A DMZ, faixa desmilitarizada que separa a Coreia do Sul da Coreia do Norte desde 1953, é o sítio mais visitado de toda a península coreana. Todos os dias, centenas de autocarros de excursões despejam milhares de turistas na zona, completa com lojas de souvenires de gosto duvidoso e snack bars com preços inflacionados. Apesar do peso histórico e bélico do local (há que relembrar que a guerra entre Seoul e Pyongyang nunca acabou, apenas tem um acordo de armistício), muito depressa se instala um concurso não oficial de selfies e fotos para o Instagram com a descontração própria de quem está de férias.
Entre comboios com marcas de balas e muito arame farpado, existem estátuas de mulheres sentadas, com cadeiras vazias ao seu lado. Mesmo sem colher grande efeito, os guias lá vão avisando para não nos sentarmos nos tais lugares vagos ou para, no mínimo, não estarmos de sorriso largo nas fotografias. Aquelas mulheres ali sentadas não são o Mickey na Disneyland. São a representação de uma das feridas mais difíceis da invasão do império japonês à Coreia, até 1945: as chamadas “mulheres de conforto”.
Título: “Erva”
Autora: Keum Suk Gendry-Kim
Tradução: Yun Jung Im
Editora: Iguana
Páginas: 488
Mulheres de conforto é, apenas, um eufemismo para prostituição forçada. Durante mais de 10 anos, cerca de 200 mil mulheres (muitas delas crianças a partir dos 11 anos) foram vendidas ou raptadas e inseridas numa rede de escravidão sexual para “levantar a moral” do exército japonês que ocupava parte da península coreana e da China. Erva, a novela gráfica de Keum Suk Gendry-Kim escrita em 2017 e publicada por cá pela Iguana, conta a história verídica de Ok-Sun Lee, uma criança sul-coreana que, durante a Segunda Guerra Mundial, foi vendida pela família e explorada como mulher de conforto.
Erva retira o seu nome do facto de simbolizar, segundo a autora, “a resistência, uma forte vontade de viver e a vitalidade das mulheres que nasceram numa época trágica” e segue-se Em Portugal a A Espera, a saga igualmente real de uma família coreana separada, editada também pela chancela Iguana no fim de 2023. Foi traduzido diretamente do coreano para português por Yun Jung Im e é uma obra de peso até no sentido literal, já que tem 488 páginas. Em entrevista à Korean Literature Now, Gendry-Kim diz que “ouvir a história de Ok-sun foi difícil, criar algo baseado na dor de outra pessoa, mas havia mais do que isso. Ela viveu numa época tão difícil, sob a ocupação japonesa, nascida numa família desesperadamente pobre, então era uma situação difícil em todos os aspectos. E havia tantas outras como ela naquela geração, às vezes era esmagador. Quanto ao processo de trabalho, nenhum trabalho é concluído sem dor e solidão. Também foi fisicamente desafiador, porque trabalhei nisto durante muito tempo”.

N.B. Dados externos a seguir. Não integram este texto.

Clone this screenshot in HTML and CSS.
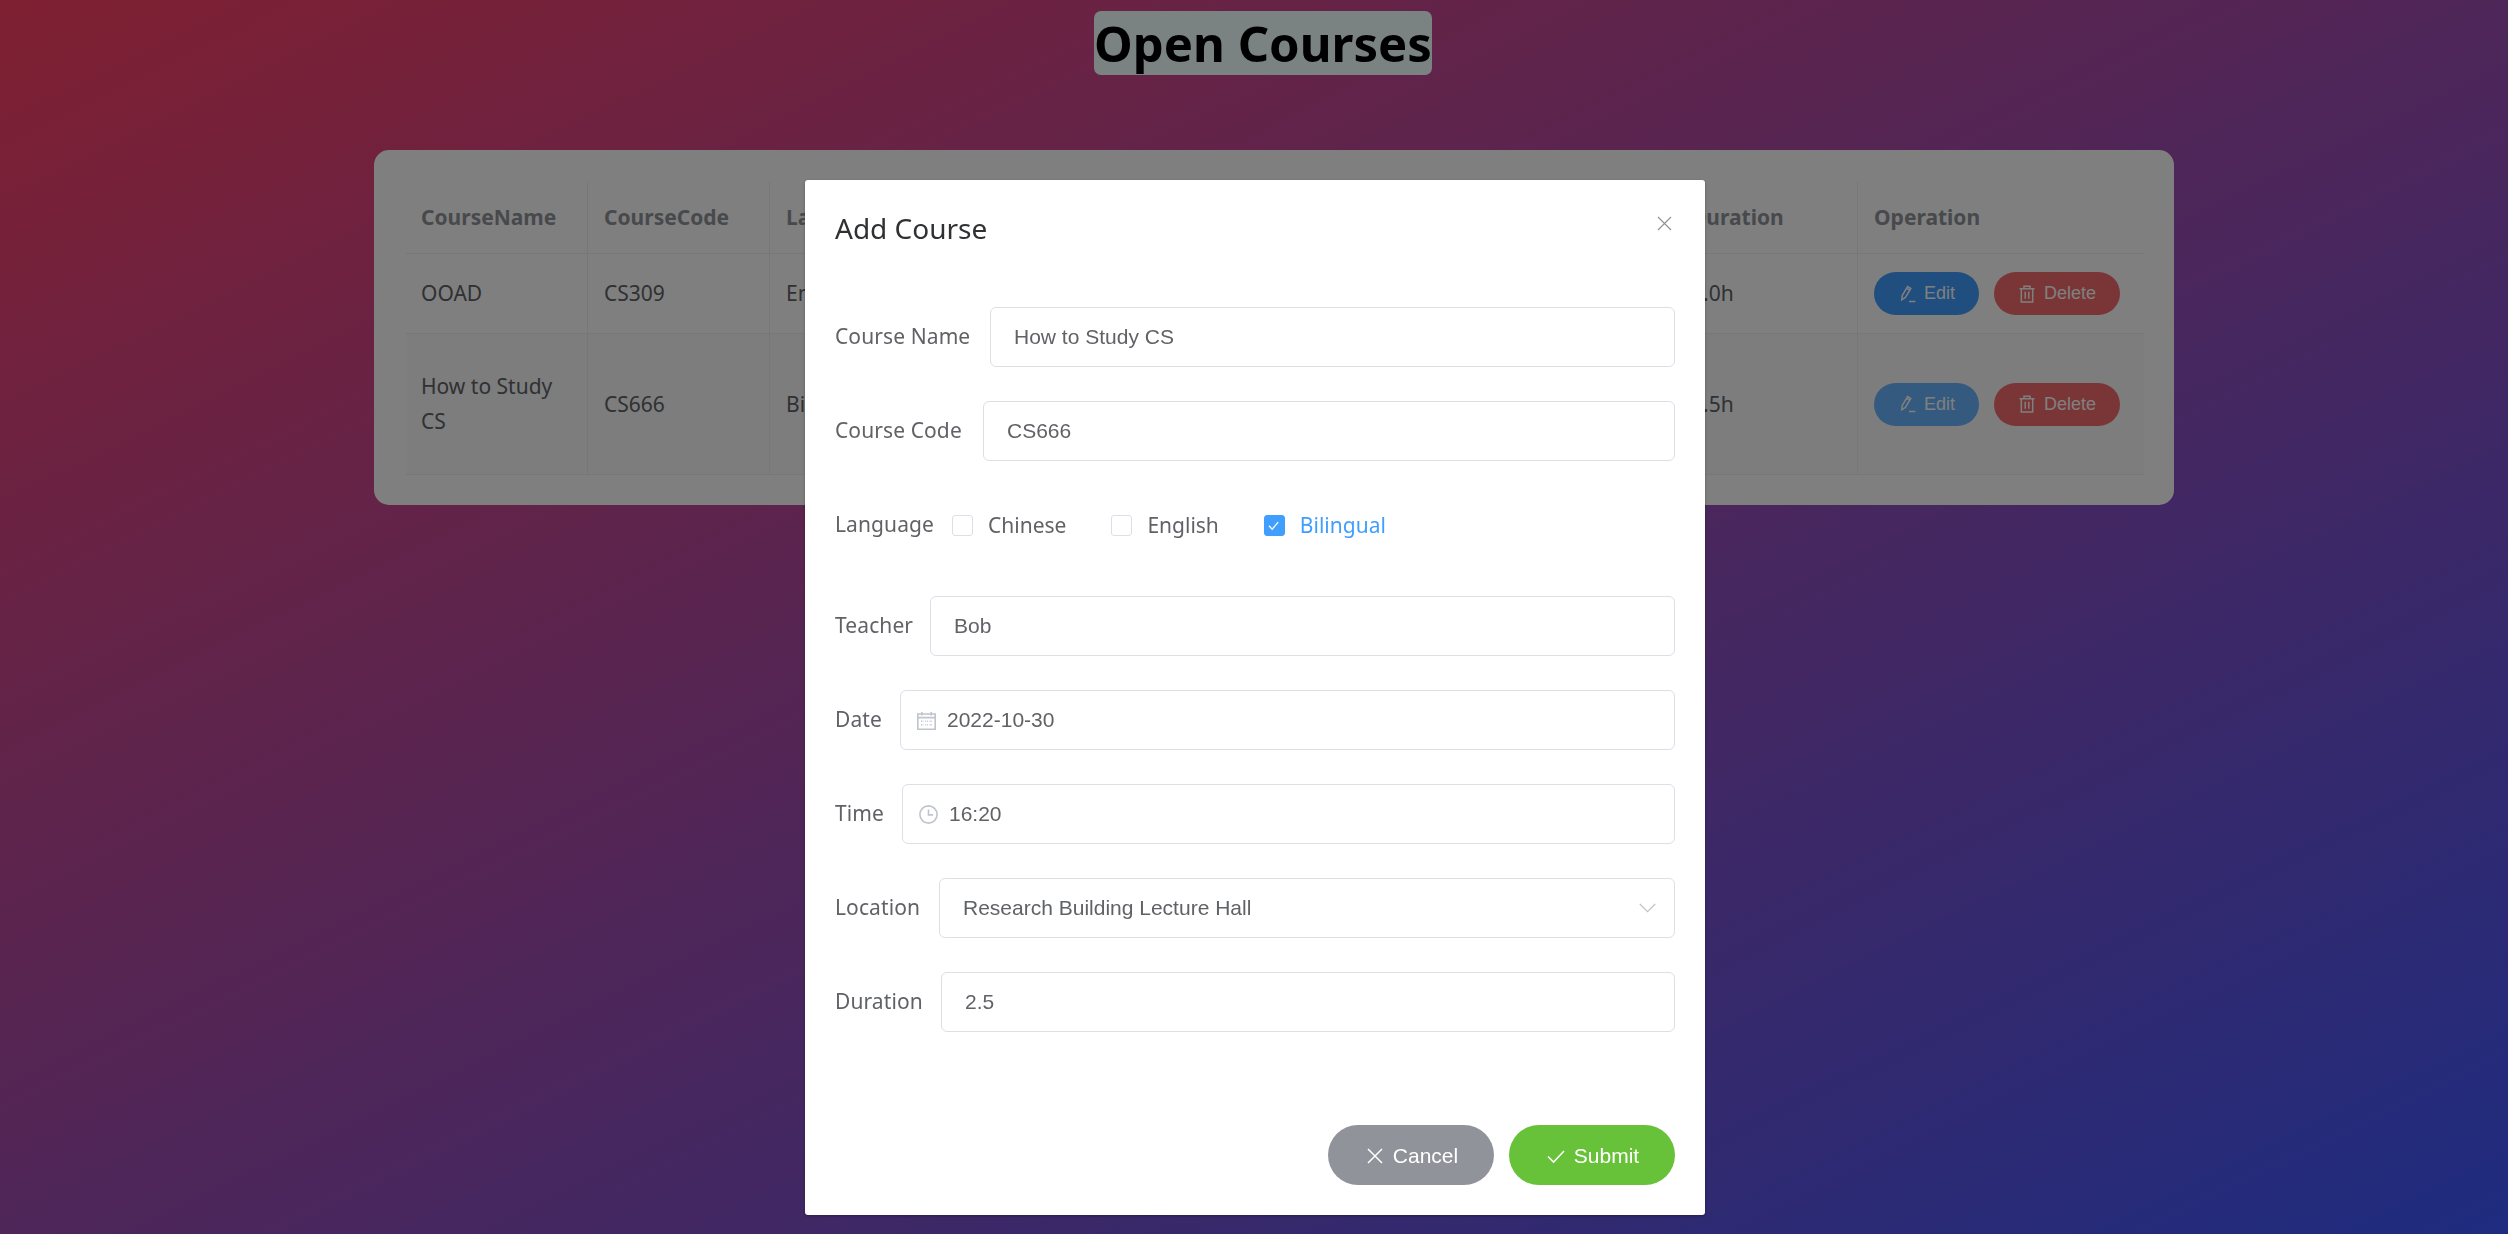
FILE: index.html
```html
<!DOCTYPE html>
<html lang="en">
<head>
<meta charset="utf-8">
<title>Open Courses</title>
<link rel="stylesheet" href="styles.css">
</head>
<body>
<header class="page-head"><h1 class="page-title">Open Courses</h1></header>
<main class="card">
  <table class="courses">
    <colgroup>
      <col class="col-wide"><col class="col-wide"><col class="col"><col class="col"><col class="col"><col class="col"><col class="col"><col class="col-last"><col>
    </colgroup>
    <thead>
      <tr class="row-head">
        <th>CourseName</th><th>CourseCode</th><th>Language</th><th>Teacher</th><th>Date</th><th>Time</th><th>Location</th><th>Duration</th><th>Operation</th>
      </tr>
    </thead>
    <tbody>
      <tr class="row-one">
        <td>OOAD</td><td>CS309</td><td>English</td><td>Alice</td><td>2022-09-12</td><td>10:20</td><td>Teaching Building</td><td>2.0h</td>
        <td>
          <div class="ops">
            <button class="pill pill-edit"><svg class="pill-icon" viewBox="0 0 18 18"><path d="M4.2 10.6 9.6 1.6l3.2 1.9-5.4 9-3.6 2.3zM8.6 3.3l3.2 1.9M11 16.6h6.4"/></svg>Edit</button>
            <button class="pill pill-delete"><svg class="pill-icon" viewBox="0 0 18 18"><path d="M1.5 3.7h15M6 3.7V1.2h6v2.5M3.3 3.7v13.4h11.4V3.7M7.2 6.8v7M10.8 6.8v7"/></svg>Delete</button>
          </div>
        </td>
      </tr>
      <tr class="row-two">
        <td>How to Study CS</td><td>CS666</td><td>Bilingual</td><td>Bob</td><td>2022-10-30</td><td>16:20</td><td>Research Building Lecture Hall</td><td>2.5h</td>
        <td>
          <div class="ops">
            <button class="pill pill-edit-light"><svg class="pill-icon" viewBox="0 0 18 18"><path d="M4.2 10.6 9.6 1.6l3.2 1.9-5.4 9-3.6 2.3zM8.6 3.3l3.2 1.9M11 16.6h6.4"/></svg>Edit</button>
            <button class="pill pill-delete"><svg class="pill-icon" viewBox="0 0 18 18"><path d="M1.5 3.7h15M6 3.7V1.2h6v2.5M3.3 3.7v13.4h11.4V3.7M7.2 6.8v7M10.8 6.8v7"/></svg>Delete</button>
          </div>
        </td>
      </tr>
    </tbody>
  </table>
</main>

<div class="overlay">
  <section class="dialog">
    <header class="dialog-head">
      <h2 class="dialog-title">Add Course</h2>
      <svg class="dialog-close" viewBox="0 0 15 15"><path d="M1 1l13 13M14 1 1 14"/></svg>
    </header>
    <form class="form">
      <div class="form-row">
        <label class="form-label label-name">Course Name</label>
        <div class="field"><input class="field-input" value="How to Study CS" readonly></div>
      </div>
      <div class="form-row">
        <label class="form-label label-code">Course Code</label>
        <div class="field"><input class="field-input" value="CS666" readonly></div>
      </div>
      <div class="form-row form-row-language">
        <label class="form-label label-language">Language</label>
        <div class="checks">
          <span class="check"><span class="check-box"></span>Chinese</span>
          <span class="check"><span class="check-box"></span>English</span>
          <span class="check check-on"><span class="check-box"><svg class="check-mark" viewBox="0 0 21 21"><path d="M6 10.8l3.2 3.4 6-7"/></svg></span>Bilingual</span>
        </div>
      </div>
      <div class="form-row">
        <label class="form-label label-teacher">Teacher</label>
        <div class="field"><input class="field-input" value="Bob" readonly></div>
      </div>
      <div class="form-row">
        <label class="form-label label-date">Date</label>
        <div class="field field-icon">
          <svg class="field-svg" viewBox="0 0 19 19"><path d="M.8 3h17.4v15.2H.8zM.8 6.6h17.4M4.8 1v3.4M14.2 1v3.4"/><path class="dots" d="M4 10.3h2.4M8.3 10.3h2.4M12.6 10.3h2.4M4 13.8h2.4M8.3 13.8h2.4M12.6 13.8h2.4"/></svg>
          <input class="field-input" value="2022-10-30" readonly>
        </div>
      </div>
      <div class="form-row">
        <label class="form-label label-time">Time</label>
        <div class="field field-icon">
          <svg class="field-svg" viewBox="0 0 19 19"><circle cx="9.5" cy="9.5" r="8.6"/><path d="M9.5 4.5v5.4h4.6"/></svg>
          <input class="field-input" value="16:20" readonly>
        </div>
      </div>
      <div class="form-row">
        <label class="form-label label-location">Location</label>
        <div class="field">
          <input class="field-input" value="Research Building Lecture Hall" readonly>
          <svg class="field-chevron" viewBox="0 0 17 10"><path d="M.8 1l7.7 7.7L16.2 1"/></svg>
        </div>
      </div>
      <div class="form-row">
        <label class="form-label label-duration">Duration</label>
        <div class="field"><input class="field-input" value="2.5" readonly></div>
      </div>
      <footer class="dialog-foot">
        <button type="button" class="action action-cancel"><svg class="action-icon" viewBox="0 0 18 18"><path d="M2 2l14 14M16 2 2 16"/></svg>Cancel</button>
        <button type="button" class="action action-submit"><svg class="action-icon" viewBox="0 0 18 18"><path d="M1 9.5l5.6 5.6L17 4"/></svg>Submit</button>
      </footer>
    </form>
  </section>
</div>
</body>
</html>
```
FILE: styles.css
```css
* { box-sizing: border-box; }
html, body { height: 100%; }
body {
  margin: 0;
  min-height: 1234px;
  overflow: hidden;
  background: linear-gradient(to bottom right, #ff4064, #3d58ff);
  font-family: "Noto Sans", "Open Sans", sans-serif;
  color: #606266;
}
.page-head { padding: 11px 0 0 18px; text-align: center; }
.page-title {
  position: relative;
  z-index: 2;
  display: inline-block;
  margin: 0;
  height: 64px;
  border-radius: 7px;
  background: #7a8382;
  color: #000;
  font-size: 49px;
  line-height: 64px;
  font-weight: 700;
}
.card {
  width: 1800px;
  margin: 75px 0 0 374px;
  padding: 32px 30px 30px 32px;
  border-radius: 15px;
  background: #fff;
}
.courses {
  width: 1738px;
  table-layout: fixed;
  border-collapse: separate;
  border-spacing: 0;
  font-size: 21px;
}
.col-wide { width: 182px; }
.col { width: 181px; }
.col-last { width: 183px; }
.courses th, .courses td {
  padding: 0 16px;
  text-align: left;
  vertical-align: middle;
  border-right: 1px solid #ebeef5;
  border-bottom: 1px solid #ebeef5;
  line-height: 35px;
}
.courses th:first-child, .courses td:first-child { padding-left: 15px; }
.courses th:last-child, .courses td:last-child { border-right: 0; }
.courses th { color: #909399; font-weight: 700; }
.row-head { height: 72px; }
.row-one { height: 80px; }
.row-two { height: 141px; }
.row-two td { background: #fafafa; }
.ops { display: flex; gap: 15px; }
.pill {
  display: flex;
  align-items: center;
  gap: 8px;
  height: 43px;
  padding: 0 24px;
  border: 0;
  border-radius: 22px;
  color: #fff;
  font: 18px "Liberation Sans", Arial, sans-serif;
}
.pill-edit { background: #409eff; }
.pill-edit-light { background: #69b4ff; }
.pill-delete { background: #f56c6c; }
.pill-icon {
  width: 18px;
  height: 18px;
  fill: none;
  stroke: #fff;
  stroke-width: 1.5;
}
.overlay {
  position: fixed;
  inset: 0;
  padding: 180px 0 0 805px;
  background: rgba(0, 0, 0, .5);
}
.dialog {
  position: relative;
  width: 900px;
  height: 1035px;
  padding: 0 30px;
  border-radius: 3px;
  background: #fff;
  box-shadow: 0 1px 3px rgba(0, 0, 0, .3);
}
.dialog-head { height: 96px; display: flex; align-items: center; }
.dialog-title {
  margin: 0;
  color: #303133;
  font-size: 28px;
  font-weight: 400;
}
.dialog-close {
  position: absolute;
  top: 36px;
  right: 33px;
  width: 15px;
  height: 15px;
  fill: none;
  stroke: #909399;
  stroke-width: 1.2;
}
.form { padding-top: 31px; }
.form-row {
  display: flex;
  align-items: center;
  height: 60px;
  margin-bottom: 34px;
}
.form-row-language { margin-bottom: 41px; }
.form-label {
  flex: none;
  padding-bottom: 2px;
  font-size: 21px;
  letter-spacing: .1px;
  white-space: nowrap;
}
.label-name { width: 155px; }
.label-code { width: 148px; }
.label-language { width: 117px; }
.label-teacher { width: 95px; }
.label-date { width: 65px; }
.label-time { width: 67px; }
.label-location { width: 104px; }
.label-duration { width: 106px; }
.field {
  flex: 1;
  display: flex;
  align-items: center;
  height: 60px;
  padding: 0 24px 0 23px;
  border: 1.5px solid #dcdfe6;
  border-radius: 6px;
  background: #fff;
}
.field-icon { padding-left: 16px; gap: 11px; }
.field-input {
  flex: 1;
  min-width: 0;
  padding: 0;
  border: 0;
  outline: 0;
  background: none;
  color: #606266;
  font: 21px "Liberation Sans", Arial, sans-serif;
}
.field-svg {
  width: 19px;
  height: 19px;
  fill: none;
  stroke: #c0c4cc;
  stroke-width: 1.6;
}
.field-svg .dots { stroke-width: 1.4; stroke-dasharray: 1 .7; }
.field-chevron {
  width: 17px;
  height: 10px;
  margin-right: -6px;
  fill: none;
  stroke: #c0c4cc;
  stroke-width: 1.3;
}
.checks { display: flex; gap: 45px; padding-bottom: 1px; font-size: 21px; }
.check { display: flex; align-items: center; gap: 15px; }
.check-box {
  display: block;
  width: 21px;
  height: 21px;
  margin-top: 2px;
  border: 1.5px solid #dcdfe6;
  border-radius: 3px;
  background: #fff;
}
.check-on { color: #409eff; }
.check-on .check-box { border-color: #409eff; background: #409eff; }
.check-mark {
  display: block;
  width: 21px;
  height: 21px;
  margin: -1.5px;
  fill: none;
  stroke: #fff;
  stroke-width: 1.3;
}
.dialog-foot {
  display: flex;
  justify-content: flex-end;
  gap: 15px;
  margin-top: 93px;
}
.action {
  display: flex;
  align-items: center;
  justify-content: center;
  gap: 9px;
  width: 166px;
  height: 60px;
  padding: 1px 0 0 2px;
  border: 0;
  border-radius: 30px;
  color: #fff;
  font: 21px "Liberation Sans", Arial, sans-serif;
}
.action-cancel { background: #909399; }
.action-submit { background: #67c23a; }
.action-icon {
  width: 18px;
  height: 18px;
  fill: none;
  stroke: #fff;
  stroke-width: 1.5;
}
```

Erva é uma obra dolorosa, muitas vezes aflitiva, na qual o desenho sabe bem o seu papel e como deve, de acordo com o ponto da história, representar o horror ou apenas subentendê-lo. É uma novela gráfica que usa apenas o preto e o branco, sem dar azo à cor de uma vida que não a teve — mas também sem apostar nos cinzentos, como que a dizer que muitas vezes não os houve sequer, metaforicamente, entre o bem e o mal. O relato das décadas de vida de Ok-Sun Lee, que já na velhice abraçou o ativismo e a exigência direta de um pedido de desculpas oficial do Japão, é pontuado por páginas e páginas de paisagens desertas, por vezes inóspitas, de uma existência sem ajuda e de uma profunda solidão.
As mulheres de conforto são de tal como um golpe profundo na relação problemática e magoada entre Coreia e Japão que os relatos de Ok-Sun Lee — que Keum Suk Gendry-Kim demorou muito tempo a conseguir captar num novelo de um sofrimento que parecia não ter fim — são um documento histórico raro, essencial e corajoso. O livro não se escuda a falar de tratamentos para a sífilis com mercúrio que tornavam as mulheres inférteis, de violações a menores ou de grávidas obrigadas à prática sexual quase até ao fim da gestação e depois imediatamente a seguir ao parto.
Erva é um livro que mostra como as novelas gráficas, especialmente neste registo biográfico, podem ser arte maior que merece, definitivamente, um reconhecimento que muitas vezes lhe escapa por puro preconceito de género. É uma obra ao nível de Maus ou de Persepolis, apenas possível pela coragem imensa da biografada e pela sensibilidade da autora.